Constraints on crustal attenuation and three-dimensional spatial distribution of stress drop in Switzerland

Abstract

We employ two different methods to estimate attenuation-corrected source spectra and calculate Brune stress drops of small to medium earthquakes in Switzerland and the surrounding region. We test trade-offs between source and travel path contributions by comparing results between a data-driven and a model-dependent method of distinguishing between the two. Systematic differences between results from both methods can best be reconciled by assuming intrinsic whole-path attenuation to be frequency dependent. A two-parameter grid search based on a power-law Q( f ) function reveals trade-offs that prevent us from quantifying a more exact frequency dependence. However, a comparison of the two-source parameter inversion methods with synthetic tests provide evidence for a non-negligible frequency dependence of Q between 1 and 30 Hz.

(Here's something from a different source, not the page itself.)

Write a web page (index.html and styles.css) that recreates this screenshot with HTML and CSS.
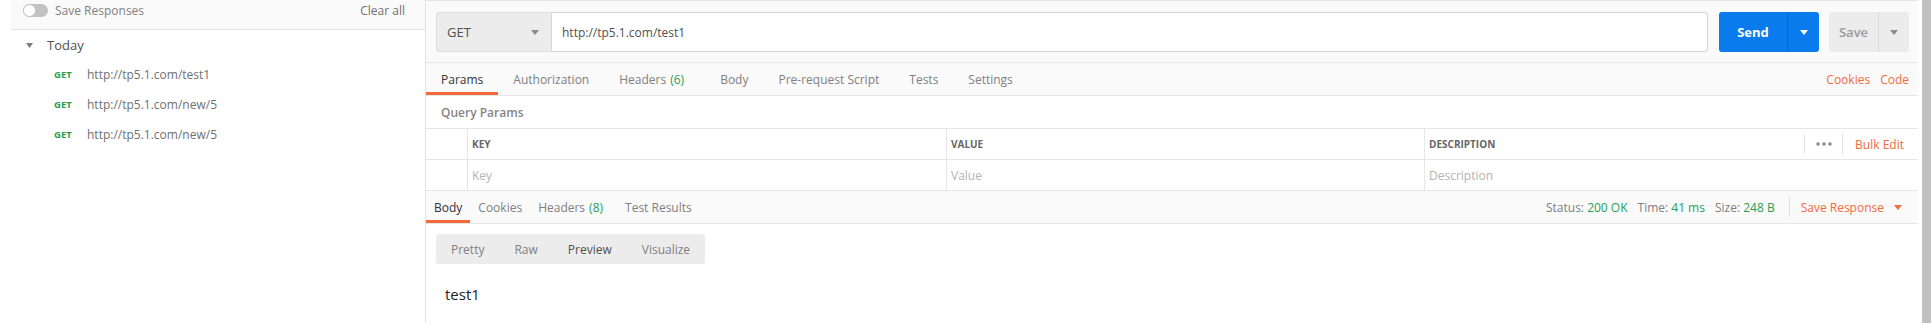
FILE: index.html
```html
<!DOCTYPE html>
<html>
<head>
<meta charset="utf-8">
<link rel="stylesheet" href="styles.css">
</head>
<body>
<div class="app">
  <aside class="sidebar">
    <div class="sb-top">
      <div class="sb-toggle-wrap">
        <span class="toggle"><span class="knob"></span></span>
        <span class="sb-label">Save Responses</span>
      </div>
      <span class="clear">Clear all</span>
    </div>
    <div class="group-head">
      <svg class="tri" width="7" height="5" viewBox="0 0 7 5"><polygon points="0,0 7,0 3.5,5" fill="#7a7a7a"/></svg>
      <span>Today</span>
    </div>
    <ul class="hist">
      <li><span class="get">GET</span><span class="url">http://tp5.1.com/test1</span></li>
      <li><span class="get">GET</span><span class="url">http://tp5.1.com/new/5</span></li>
      <li><span class="get">GET</span><span class="url">http://tp5.1.com/new/5</span></li>
    </ul>
  </aside>

  <main class="main">
    <div class="req-bar">
      <div class="method">
        <span>GET</span>
        <svg width="8" height="5" viewBox="0 0 8 5"><polygon points="0,0 8,0 4,5" fill="#8a8a8a"/></svg>
      </div>
      <div class="url-input">http://tp5.1.com/test1</div>
      <div class="send">
        <span class="send-main">Send</span>
        <span class="send-caret"><svg width="8" height="5" viewBox="0 0 8 5"><polygon points="0,0 8,0 4,5" fill="#ffffff"/></svg></span>
      </div>
      <div class="save">
        <span class="save-main">Save</span>
        <span class="save-caret"><svg width="8" height="5" viewBox="0 0 8 5"><polygon points="0,0 8,0 4,5" fill="#8a8a8a"/></svg></span>
      </div>
    </div>

    <div class="tabs">
      <div class="tab-list">
        <span class="tab active">Params</span>
        <span class="tab">Authorization</span>
        <span class="tab">Headers <span class="count">(6)</span></span>
        <span class="tab">Body</span>
        <span class="tab">Pre-request Script</span>
        <span class="tab">Tests</span>
        <span class="tab">Settings</span>
      </div>
      <div class="tab-links">
        <span>Cookies</span>
        <span>Code</span>
      </div>
    </div>

    <div class="qp-title">Query Params</div>

    <div class="ptable">
      <div class="cell first"></div>
      <div class="cell th">KEY</div>
      <div class="cell th">VALUE</div>
      <div class="cell th desc">
        <span>DESCRIPTION</span>
        <div class="th-actions">
          <span class="vsep"></span>
          <svg class="dots" width="16" height="4" viewBox="0 0 16 4"><circle cx="2" cy="2" r="1.8" fill="#8a8a8a"/><circle cx="8" cy="2" r="1.8" fill="#8a8a8a"/><circle cx="14" cy="2" r="1.8" fill="#8a8a8a"/></svg>
          <span class="vsep"></span>
          <span class="bulk">Bulk Edit</span>
        </div>
      </div>
      <div class="cell first"></div>
      <div class="cell ph">Key</div>
      <div class="cell ph">Value</div>
      <div class="cell ph">Description</div>
    </div>

    <div class="resp-bar">
      <div class="rtabs">
        <span class="rtab active">Body</span>
        <span class="rtab">Cookies</span>
        <span class="rtab">Headers <span class="count">(8)</span></span>
        <span class="rtab">Test Results</span>
      </div>
      <div class="meta">
        <span class="m">Status: <span class="val">200 OK</span></span>
        <span class="m">Time: <span class="val">41 ms</span></span>
        <span class="m">Size: <span class="val">248 B</span></span>
        <span class="vsep2"></span>
        <span class="save-resp">Save Response
          <svg width="8" height="5" viewBox="0 0 8 5"><polygon points="0,0 8,0 4,5" fill="#f26b3a"/></svg>
        </span>
      </div>
    </div>

    <div class="resp-body">
      <div class="seg">
        <span>Pretty</span>
        <span>Raw</span>
        <span class="on">Preview</span>
        <span>Visualize</span>
      </div>
      <div class="preview">test1</div>
    </div>
  </main>

  <div class="scrollbar"></div>
</div>
</body>
</html>
```

FILE: styles.css
```css
* { box-sizing: border-box; }
html, body { margin: 0; padding: 0; height: 100%; background: #fff; }
body {
  font-family: "Open Sans", "Liberation Sans", sans-serif;
  font-size: 12px;
  color: #505050;
}
.app { display: flex; height: 323px; overflow: hidden; }

/* Sidebar */
.sidebar {
  width: 426px;
  flex: none;
  border-right: 1px solid #e2e2e2;
  background: #fff;
}
.sb-top {
  margin-left: 11px;
  height: 30px;
  background: #fafafa;
  border-bottom: 1px solid #e6e6e6;
  display: flex;
  align-items: flex-start;
  justify-content: space-between;
  padding: 2px 20px 0 12px;
}
.sb-toggle-wrap { display: flex; align-items: center; }
.toggle {
  width: 25px; height: 13px;
  border-radius: 7px;
  background: #c2c2c2;
  display: inline-block;
  position: relative;
  margin-right: 7px;
}
.knob {
  position: absolute; left: 0; top: 0;
  width: 13px; height: 13px; border-radius: 50%;
  background: #fff;
  border: 1px solid #c2c2c2;
}
.sb-label { color: #808080; font-size: 12px; }
.clear { color: #707070; font-size: 12px; }

.group-head {
  height: 30px;
  display: flex; align-items: center;
  padding-left: 26px;
  font-size: 13px;
  color: #505050;
}
.group-head .tri { margin-right: 14px; }
.hist { list-style: none; margin: 0; padding: 0; }
.hist li {
  height: 30px;
  display: flex; align-items: center;
  padding-left: 54px;
}
.hist li:first-child { margin-top: -1px; }
.get {
  width: 33px;
  color: #26a154;
  font-weight: 700;
  font-size: 9.5px;
}
.url { color: #707070; font-size: 12px; }

/* Main */
.main {
  width: 1492px;
  flex: none;
  display: flex;
  flex-direction: column;
  background: #fff;
}
.req-bar {
  height: 62px;
  background: #fafafa;
  border-top: 1px solid #e6e6e6;
  display: flex;
  align-items: flex-start;
  padding: 11px 9px 0 10px;
}
.method {
  width: 115px;
  height: 40px;
  background: #ececec;
  border: 1px solid #dcdcdc;
  border-right: none;
  border-radius: 3px 0 0 3px;
  display: flex; align-items: center; justify-content: space-between;
  padding: 0 12px 0 10px;
  font-size: 13px;
  color: #505050;
}
.url-input {
  flex: 1;
  height: 40px;
  background: #fff;
  border: 1px solid #d4d4d4;
  border-radius: 0 3px 3px 0;
  display: flex; align-items: center;
  padding-left: 10px;
  font-size: 12px;
  color: #505050;
}
.send {
  margin-left: 11px;
  width: 100px; height: 40px;
  background: #097bed;
  border-radius: 3px;
  display: flex;
  color: #fff;
}
.send-main {
  width: 69px;
  display: flex; align-items: center; justify-content: center;
  font-weight: 700; font-size: 13px;
  border-right: 1px solid #0665c8;
}
.send-caret { flex: 1; display: flex; align-items: center; justify-content: center; }
.save {
  margin-left: 10px;
  width: 80px; height: 40px;
  background: #ececec;
  border-radius: 3px;
  display: flex;
  color: #9a9a9a;
}
.save-main {
  width: 50px;
  display: flex; align-items: center; justify-content: center;
  font-weight: 600; font-size: 13px;
  border-right: 1px solid #dadada;
}
.save-caret { flex: 1; display: flex; align-items: center; justify-content: center; }

.tabs {
  height: 34px;
  background: #fafafa;
  border-top: 1px solid #e6e6e6;
  border-bottom: 1px solid #e6e6e6;
  display: flex;
  justify-content: space-between;
  align-items: stretch;
}
.tab-list { display: flex; }
.tab {
  padding: 3px 15px 0;
  display: flex; align-items: center;
  color: #808080;
  border-bottom: 3px solid transparent;
}
.tab.active { color: #333; border-bottom-color: #f26b3a; }
.count { color: #26a154; margin-left: 4px; margin-right: 6px; }
.val { color: #26a154; }
.tab-links { display: flex; align-items: center; padding-right: 9px; color: #f26b3a; }
.tab-links span + span { margin-left: 10px; }

.qp-title {
  height: 32px;
  display: flex; align-items: center;
  padding-left: 15px;
  color: #858585;
  font-weight: 600;
  font-size: 12px;
}

.ptable {
  display: grid;
  grid-template-columns: 41px 479px 478px 1fr;
  grid-auto-rows: 31px;
  border-top: 1px solid #e6e6e6;
}
.cell {
  border-bottom: 1px solid #e6e6e6;
  border-left: 1px solid #e6e6e6;
  display: flex; align-items: center;
  padding-left: 4px;
}
.cell.first { border-left: none; }
.th { font-size: 10px; font-weight: 700; color: #666; }
.ph { color: #b3b3b3; font-size: 12px; }
.desc { justify-content: space-between; padding-right: 14px; }
.th-actions { display: flex; align-items: center; height: 100%; }
.vsep { width: 1px; height: 20px; background: #e2e2e2; }
.dots { margin: 0 10px 0 11px; }
.bulk { color: #f26b3a; font-size: 12px; font-weight: 400; margin-left: 12px; }

.resp-bar {
  height: 33px;
  background: #fafafa;
  border-bottom: 1px solid #e6e6e6;
  display: flex;
  justify-content: space-between;
}
.rtabs { display: flex; }
.rtab {
  padding: 3px 8px 0;
  display: flex; align-items: center;
  color: #808080;
  border-bottom: 3px solid transparent;
}
.rtab.active { color: #333; border-bottom-color: #f26b3a; }
.meta { display: flex; align-items: center; padding-right: 16px; color: #808080; }
.m { margin-right: 10px; }
.vsep2 { width: 1px; height: 20px; background: #e2e2e2; margin: 0 11px 0 4px; }
.save-resp { color: #f26b3a; font-weight: 400; display: flex; align-items: center; }
.save-resp svg { margin-left: 10px; }

.resp-body { padding: 10px 10px; }
.seg {
  display: inline-flex;
  height: 30px;
  background: #ececec;
  border-radius: 3px;
  align-items: center;
}
.seg span { padding: 0 15px; color: #808080; }
.seg span.on { color: #505050; }
.preview {
  margin: 20px 0 0 9px;
  font-size: 15px;
  color: #222;
}

.scrollbar {
  margin-left: 4px;
  width: 9px;
  flex: none;
  background: #c1c1c1;
}
```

Consideration of these implications on the attenuation model, as well as consideration of lateral and vertical variations of velocity and quality factor reduces the scatter of the obtained stress drop estimates. Synthetic tests confirm that both methods are able to robustly resolve lateral variations of Brune stress drop with quantifiable uncertainty estimates. Resulting lateral variations show reduced stress drop along the Alpine deformation front. This pattern points to tectonic causes and may be due to variations in differential stress.